Solar‐Mechano Symbiosis Dual‐Mode Janus Bioaerogel for Context‐Adaptive Atmospheric Water Harvesting Beyond Solar Reliance
Yipeng Liu, Rui Feng, Yuyao Zhao, Xiaoya Guo, Jinghan Ding, Sibi Liu, Yijin Wang, Jinmeng Zhu, Xuanhua Li
Abstract
Abstract Solar‐driven sorption‐based atmospheric water harvesting (SS‐AWH) offers promise for addressing global freshwater scarcity. However, the SS‐AWH heavily relies on favorable and sustained solar irradiation; yet real‐world solar irradiation exhibits significant spatiotemporal fluctuations, limiting its sustainable application, as non/low‐light conditions sharply reduce water productivity.
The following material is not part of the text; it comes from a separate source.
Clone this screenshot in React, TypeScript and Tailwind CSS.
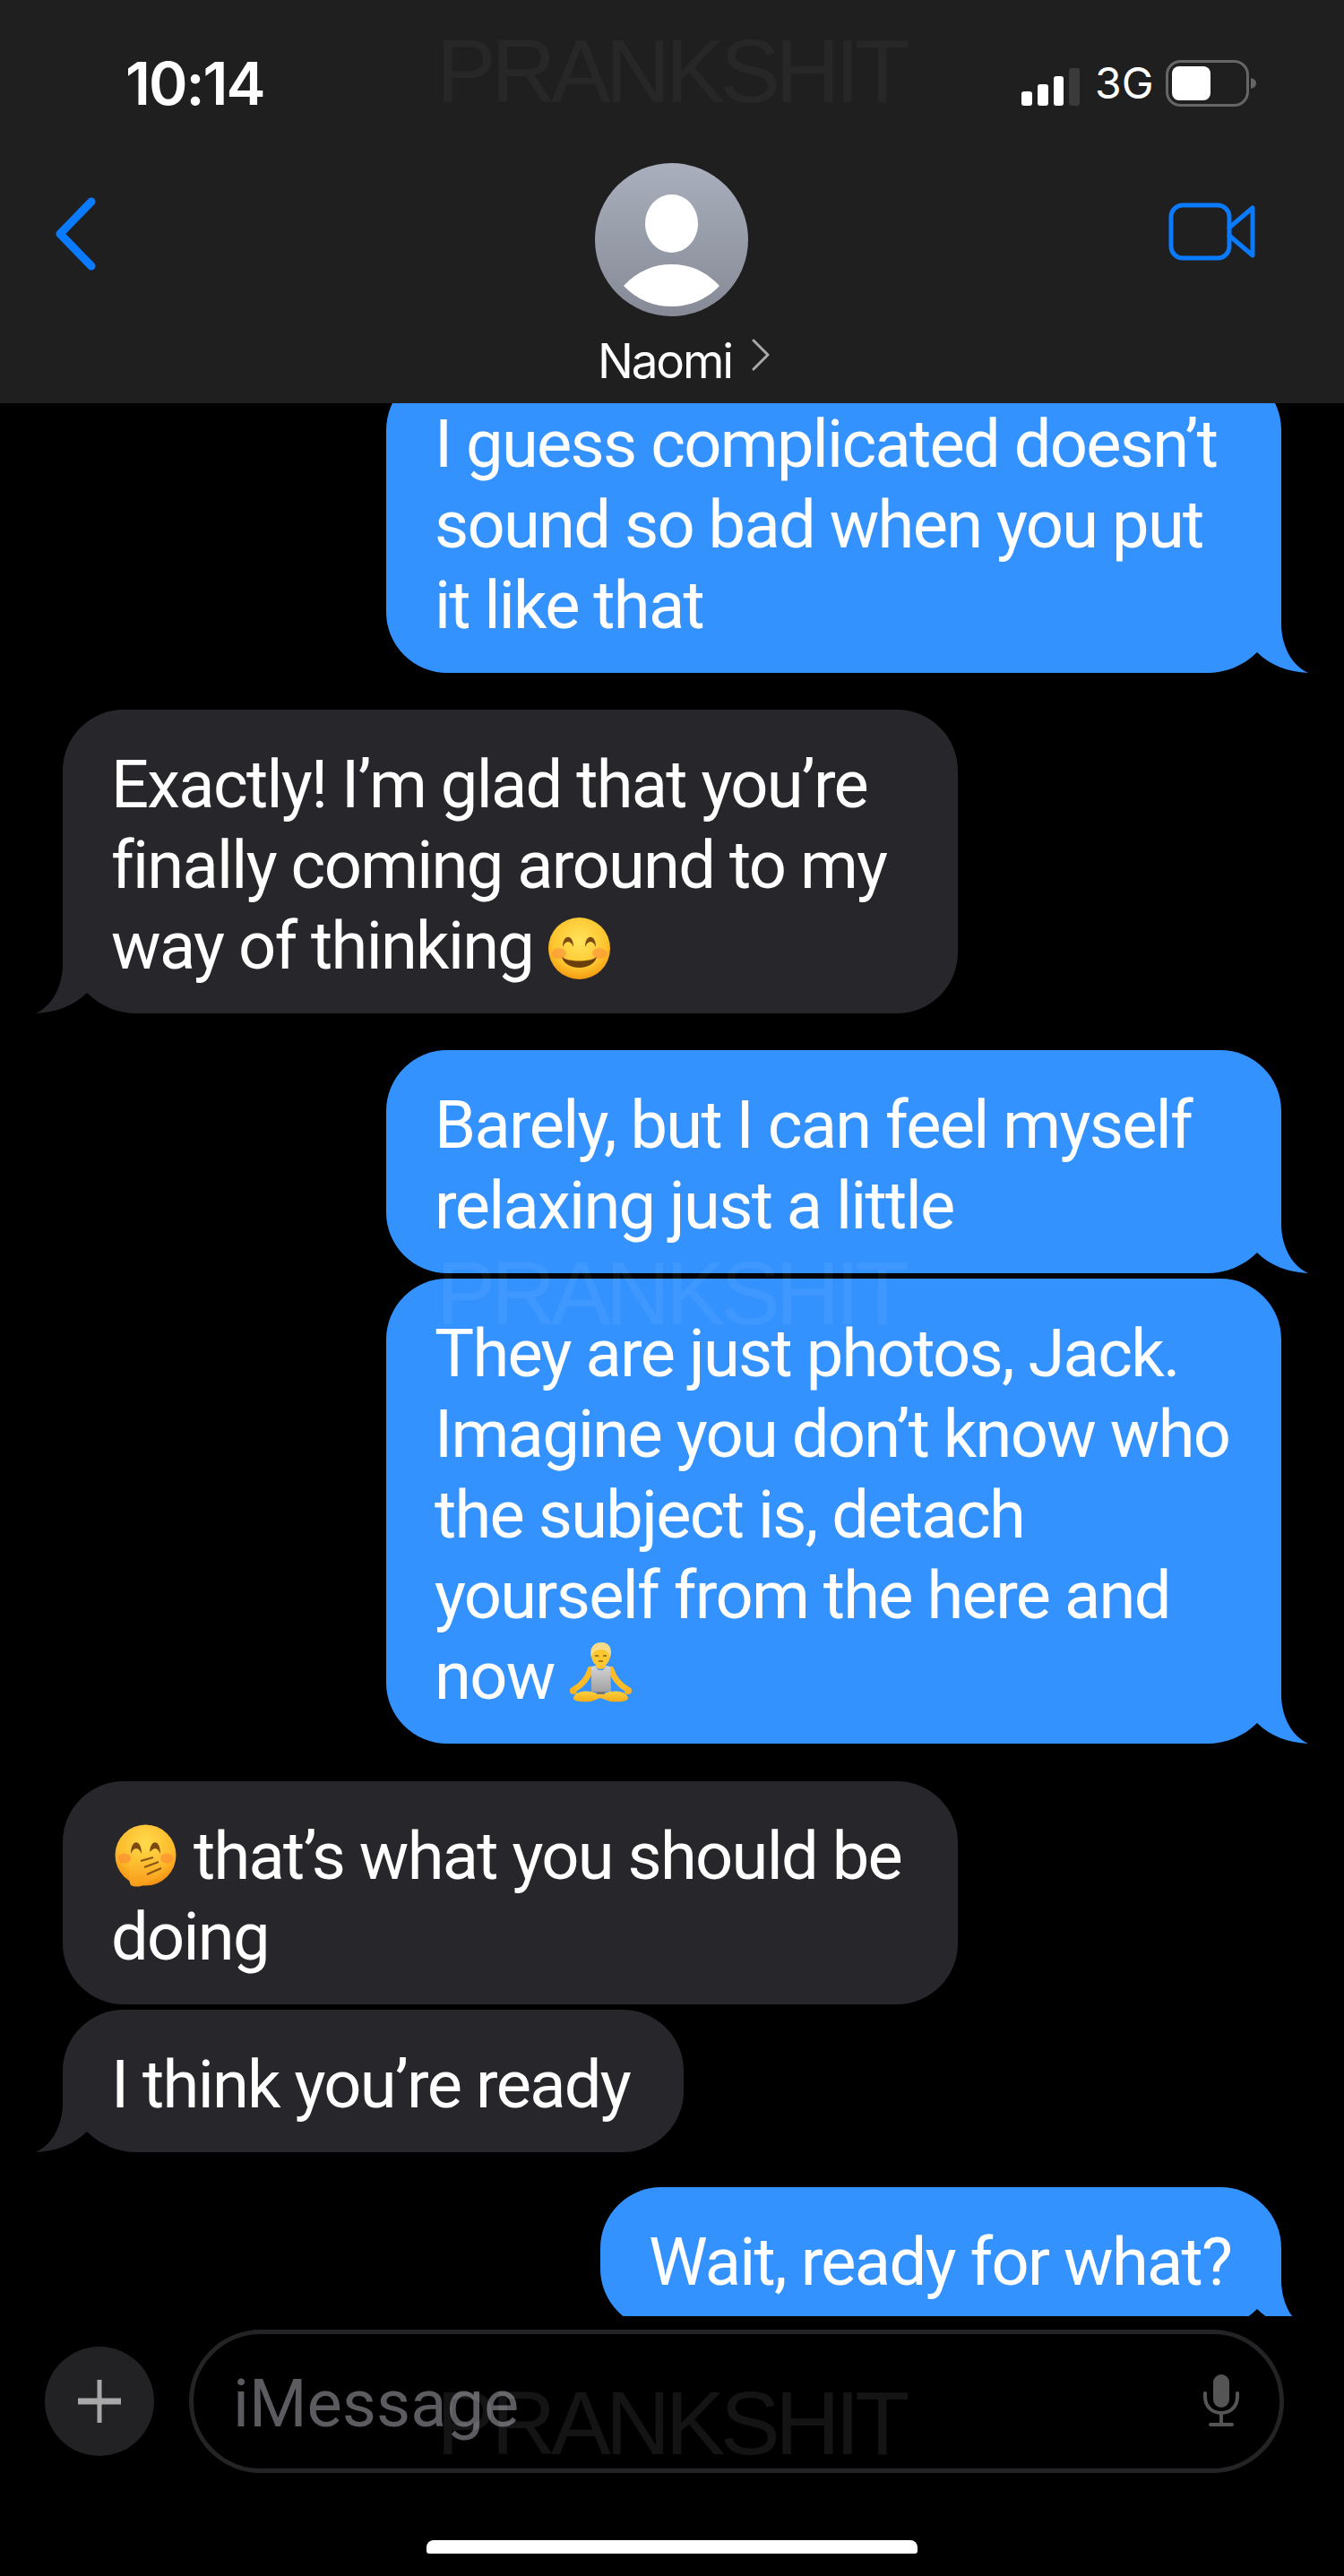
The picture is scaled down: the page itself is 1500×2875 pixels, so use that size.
import type { ReactNode } from "react"

const TailRight = ({ color }: { color: string }) => (
  <svg viewBox="-90 -90 120 90" className="absolute right-[-30px] bottom-0 w-[120px] h-[90px]">
    <path
      d="M0 -90 L0 -55 C0 -30 12 -8 30 0 C8 -1 -12 -8 -27 -23 C-42 -8 -62 0 -83 0 L-90 0 L-90 -90 Z"
      fill={color}
    />
  </svg>
)

const TailLeft = ({ color }: { color: string }) => (
  <svg viewBox="-30 -90 120 90" className="absolute left-[-30px] bottom-0 w-[120px] h-[90px]">
    <path
      d="M0 -90 L0 -55 C0 -30 -12 -8 -30 0 C-8 -1 12 -8 27 -23 C42 -8 62 0 83 0 L90 0 L90 -90 Z"
      fill={color}
    />
  </svg>
)

interface BubbleProps {
  mine?: boolean
  tail?: boolean
  width: string
  className?: string
  children: ReactNode
}

const Bubble = ({ mine, tail = true, width, className = "", children }: BubbleProps) => {
  const color = mine ? "#3492ff" : "#27272b"
  const shape = !tail
    ? "rounded-[68px]"
    : mine
      ? "rounded-[68px] rounded-br-[90px]"
      : "rounded-[68px] rounded-bl-[90px]"

  return (
    <div
      className={`relative ${mine ? "self-end bg-[#3492ff]" : "self-start bg-[#27272b]"} ${shape} ${width} ${className}`}
    >
      {tail && (mine ? <TailRight color={color} /> : <TailLeft color={color} />)}
      <div className="relative pl-[54px] pt-[39px] pb-[30px] text-white font-['Roboto',sans-serif] text-[74px] leading-[90px] tracking-[-1.7px] whitespace-nowrap">
        {children}
      </div>
    </div>
  )
}

const SmileEmoji = () => (
  <svg viewBox="0 0 69 69" className="inline-block w-[69px] h-[69px] align-[-12px]">
    <defs>
      <radialGradient id="smileFace" cx="50%" cy="38%" r="62%">
        <stop offset="0%" stopColor="#ffe45c" />
        <stop offset="70%" stopColor="#fdc52e" />
        <stop offset="100%" stopColor="#f49a12" />
      </radialGradient>
    </defs>
    <circle cx="34.5" cy="34.5" r="34.5" fill="url(#smileFace)" />
    <ellipse cx="12" cy="40" rx="8" ry="6" fill="#fb8a3c" opacity="0.55" />
    <ellipse cx="57" cy="40" rx="8" ry="6" fill="#fb8a3c" opacity="0.55" />
    <path d="M16 33 C16 18 28 18 28 33 C25 25 19 25 16 33 Z" fill="#7a4a12" />
    <path d="M41 33 C41 18 53 18 53 33 C50 25 44 25 41 33 Z" fill="#7a4a12" />
    <path d="M15 44 C22 50 47 50 54 44 C50 60 19 60 15 44 Z" fill="#6b3f0c" />
  </svg>
)

const HandEmoji = () => (
  <svg viewBox="0 0 69 71" className="inline-block w-[69px] h-[71px] align-[-10px] ml-[4px] mr-[19px]">
    <defs>
      <radialGradient id="handFace" cx="50%" cy="30%" r="72%">
        <stop offset="0%" stopColor="#ffdb4d" />
        <stop offset="65%" stopColor="#fdb92a" />
        <stop offset="100%" stopColor="#f28c0f" />
      </radialGradient>
      <linearGradient id="handSkin" x1="0" y1="0" x2="0" y2="1">
        <stop offset="0%" stopColor="#ffcf3f" />
        <stop offset="100%" stopColor="#f79a1a" />
      </linearGradient>
    </defs>
    <circle cx="34.5" cy="34.5" r="34" fill="url(#handFace)" />
    <ellipse cx="11" cy="38" rx="7" ry="5.5" fill="#fb7d35" opacity="0.5" />
    <ellipse cx="58" cy="38" rx="7" ry="5.5" fill="#fb7d35" opacity="0.5" />
    <path d="M18 33 C18 16 30 16 30 33 C27 25 21 25 18 33 Z" fill="#7a4a12" />
    <path d="M39 33 C39 16 51 16 51 33 C48 25 42 25 39 33 Z" fill="#7a4a12" />
    <path
      d="M18 68 C25 72 36 68 42 62 C50 58 55 52 52 49 C55 45 53 41 49 42 C50 37 46 35 43 37 C46 33 44 29 40 30 L29 39 C27 35 26 33 25 37 L23 43 L18 46 C16 55 15 62 18 68 Z"
      fill="url(#handSkin)"
    />
    <path d="M29 41 L43 37 M33 48 L49 42 M36 56 L52 49" stroke="#8a5410" strokeWidth="2" fill="none" />
  </svg>
)

const MeditateEmoji = () => (
  <svg viewBox="0 0 71 67" className="inline-block w-[71px] h-[67px] align-[-4px]">
    <defs>
      <linearGradient id="tank" x1="0" y1="0" x2="0" y2="1">
        <stop offset="0%" stopColor="#d4d4d4" />
        <stop offset="100%" stopColor="#a2a2a2" />
      </linearGradient>
      <linearGradient id="skin" x1="0" y1="0" x2="0" y2="1">
        <stop offset="0%" stopColor="#ffd23e" />
        <stop offset="100%" stopColor="#f5ab19" />
      </linearGradient>
    </defs>
    {/* arms */}
    <path d="M24 30 C21 40 16 47 5 53" fill="none" stroke="#fcbc28" strokeWidth="6.5" strokeLinecap="round" />
    <path d="M47 30 C50 40 55 47 66 53" fill="none" stroke="#fcbc28" strokeWidth="6.5" strokeLinecap="round" />
    <circle cx="5" cy="54" r="4" fill="#f9b424" />
    <circle cx="66" cy="54" r="4" fill="#f9b424" />
    <path d="M30 26 L30 20 L41 20 L41 26 C41 31 30 31 30 26 Z" fill="#fcc42c" />
    <path d="M25 27 L30 26 C31 33 40 33 41 26 L46 27 L47 55 L25 55 Z" fill="url(#tank)" />
    <path
      d="M5 62 C6 56 15 53 25 55 L35 58 L46 55 C56 53 65 56 66 62 C66 66 58 67 46 66 L35 62 L25 66 C13 67 5 66 5 62 Z"
      fill="url(#skin)"
    />
    <rect x="31" y="55" width="9" height="3" fill="#777" />
    <ellipse cx="35.5" cy="14" rx="10.5" ry="13" fill="#fdc82f" />
    <path d="M25 17 C22 6 28 0 36 0 C45 0 49 7 46 17 C45 11 41 8 36 8 C30 8 26 11 25 17 Z" fill="#f6dc8a" />
    <path d="M29 15 L33 15 M38 15 L42 15 M33 21 L38 21" stroke="#8a5a10" strokeWidth="1.4" />
  </svg>
)

const Watermark = ({ className }: { className: string }) => (
  <div
    className={`absolute left-[487px] font-['Liberation_Sans',sans-serif] text-[100px] leading-[100px] tracking-[-5.5px] whitespace-nowrap pointer-events-none ${className}`}
  >
    PRANKSHIT
  </div>
)

const StatusIcons = () => (
  <div className="flex items-center h-[72px] text-white">
    <svg viewBox="0 0 65 42" className="w-[65px] h-[42px] mt-[8px]">
      <rect x="0" y="26" width="12" height="16" rx="3" fill="#fff" />
      <rect x="18" y="18" width="12" height="24" rx="3" fill="#fff" />
      <rect x="36" y="9" width="11" height="33" rx="3" fill="#fff" />
      <rect x="53" y="0" width="12" height="42" rx="3" fill="#3a3a3a" />
    </svg>
    <span className="ml-[17px] w-[65px] text-center text-[48px] leading-none">3G</span>
    <svg viewBox="0 0 101 52" className="ml-[14px] w-[101px] h-[52px]">
      <rect x="1.5" y="1.5" width="90" height="49" rx="15" fill="none" stroke="#666" strokeWidth="3" />
      <rect x="7" y="7" width="43" height="38" rx="8" fill="#fff" />
      <path d="M95 20 C99 21 101 23 101 26 C101 29 99 31 95 32 Z" fill="#666" />
    </svg>
  </div>
)

const Header = () => (
  <div className="h-[450px] shrink-0 bg-[#1f1f1f] flex flex-col">
    <div className="h-[182px] shrink-0 flex items-start justify-between pt-[57px] pl-[140px] pr-[98px]">
      <span className="text-white text-[66px] leading-[72px] font-semibold tracking-[-0.03em]">10:14</span>
      <StatusIcons />
    </div>
    <div className="grid grid-cols-[1fr_auto_1fr] items-start px-[58px]">
      <svg viewBox="0 0 50 82" className="mt-[38px] w-[50px] h-[82px]">
        <path d="M44 5 L9 41 L44 77" fill="none" stroke="#0a7aff" strokeWidth="9" strokeLinecap="round" strokeLinejoin="round" />
      </svg>
      <div className="flex flex-col items-center">
        <svg viewBox="0 0 171 171" className="w-[171px] h-[171px]">
          <defs>
            <linearGradient id="avatarBg" x1="0" y1="0" x2="0" y2="1">
              <stop offset="0%" stopColor="#a9afbc" />
              <stop offset="100%" stopColor="#858a96" />
            </linearGradient>
          </defs>
          <circle cx="85.5" cy="85.5" r="85.5" fill="url(#avatarBg)" />
          <ellipse cx="85.5" cy="67.5" rx="29.5" ry="32.5" fill="#fff" />
          <path d="M32 137 C48 120 66 113 85.5 113 C105 113 123 120 139 137 C124 153 105 160 85.5 160 C66 160 47 153 32 137 Z" fill="#fff" />
        </svg>
        <div className="ml-[26px] mt-[14px] flex items-start text-white text-[53px] leading-[72px] tracking-[-0.04em] whitespace-nowrap">
          Naomi
          <svg viewBox="0 0 20 36" className="ml-[22px] mt-[11px] w-[20px] h-[36px]">
            <path d="M2 2 L18 18 L2 34" fill="none" stroke="#aaa" strokeWidth="3" strokeLinecap="round" strokeLinejoin="round" />
          </svg>
        </div>
      </div>
      <svg viewBox="0 0 100 66" className="mt-[43px] mr-[40px] w-[100px] h-[66px] justify-self-end">
        <rect x="5" y="4" width="65" height="59" rx="13" fill="none" stroke="#0a7aff" strokeWidth="5" />
        <path d="M70 29 L96 7 L96 60 L70 38" fill="none" stroke="#0a7aff" strokeWidth="5" strokeLinejoin="round" strokeLinecap="round" />
      </svg>
    </div>
  </div>
)

const Messages = () => (
  <div className="h-[2135px] shrink-0 overflow-hidden flex flex-col px-[70px]">
    <Bubble mine width="w-[999px]" className="-mt-[38px]">
      I guess complicated doesn’t
      <br />
      sound so bad when you put
      <br />
      it like that
    </Bubble>
    <Bubble width="w-[999px]" className="mt-[41px]">
      Exactly! I’m glad that you’re
      <br />
      finally coming around to my
      <br />
      way of thinking <SmileEmoji />
    </Bubble>
    <Bubble mine width="w-[999px]" className="mt-[41px]">
      Barely, but I can feel myself
      <br />
      relaxing just a little
    </Bubble>
    <Bubble mine width="w-[999px]" className="mt-[6px]">
      They are just photos, Jack.
      <br />
      Imagine you don’t know who
      <br />
      the subject is, detach
      <br />
      yourself from the here and
      <br />
      now <MeditateEmoji />
    </Bubble>
    <Bubble tail={false} width="w-[999px]" className="mt-[42px]">
      <HandEmoji />
      that’s what you should be
      <br />
      doing
    </Bubble>
    <Bubble width="w-[693px]" className="mt-[6px]">
      I think you’re ready
    </Bubble>
    <Bubble mine width="w-[760px]" className="mt-[39px]">
      Wait, ready for what?
    </Bubble>
  </div>
)

const Composer = () => (
  <div className="flex items-center gap-[39px] pt-[15px] pl-[50px]">
    <div className="w-[122px] h-[122px] rounded-full bg-[#222224] flex items-center justify-center">
      <svg viewBox="0 0 48 48" className="w-[48px] h-[48px]">
        <path d="M24 1 L24 47" stroke="#a8a8a8" strokeWidth="5" strokeLinecap="round" />
        <path d="M1 24 L47 24" stroke="#a8a8a8" strokeWidth="7" strokeLinecap="round" />
      </svg>
    </div>
    <div className="w-[1222px] h-[160px] rounded-[80px] border-[5px] border-[#242426] flex items-center justify-between pl-[44px] pr-[45px]">
      <span className="mt-[6px] text-[#5b5b60] font-['Roboto',sans-serif] text-[74px] leading-[90px]">iMessage</span>
      <svg viewBox="0 0 40 60" className="w-[40px] h-[60px]">
        <rect x="11" y="0" width="18" height="37" rx="9" fill="#555" />
        <path d="M2 21 L2 25 C2 36 10 43 20 43 C30 43 38 36 38 25 L38 21" fill="none" stroke="#555" strokeWidth="4" strokeLinecap="round" />
        <path d="M20 43 L20 55 M8 56 L32 56" stroke="#555" strokeWidth="4" strokeLinecap="round" />
      </svg>
    </div>
  </div>
)

export default function App() {
  return (
    <div className="relative w-[1500px] h-[2875px] bg-black overflow-hidden flex flex-col font-['Inter','Liberation_Sans',sans-serif]">
      <Header />
      <Messages />
      <Composer />
      <div className="mt-[75px] mx-auto w-[548px] h-[15px] rounded-t-[8px] rounded-b-[3px] bg-white" />
      <Watermark className="top-[29px] text-white/[0.04]" />
      <Watermark className="top-[1393px] text-white/[0.06]" />
      <Watermark className="top-[2654px] text-white/[0.08]" />
    </div>
  )
}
This constraint is fundamentally due to the singleness of the water release pathway via photothermal desorption. Here, a novel dual‐mode bio‐based Janus aerogel (DBJA) is presented, enabling efficient, all‐weather, multi‐scenario atmospheric water harvesting via selectively solar‐driven and compression‐activated water release. The Janus structure optimizes mass/heat transfer between hygroscopic and photothermal domains, achieving the most balanced adsorption–desorption kinetics and compression‐recovery strength for solar‐mechano symbiosis. Under favorable sunlight, DBJA demonstrates a competitive water release efficiency of 1.32 g g −1 day −1 outdoors. Crucially, without solar irradiation, DBJA achieves a total water productivity of 12.80 g g −1 over 5‐cycle adsorption‐compression with 98% volume recovery and is stable within 50 cycles. Enhanced physical inlay and multiple chemical interactions ensure limited leakage of Li + ions during compression, and the collected water easily conforms to the World Health Organization (WHO) drinking water standards. This work provides a flexible approach for sustainable atmospheric water harvesting beyond solar reliance through multi‐mode synergy and gradient architecture.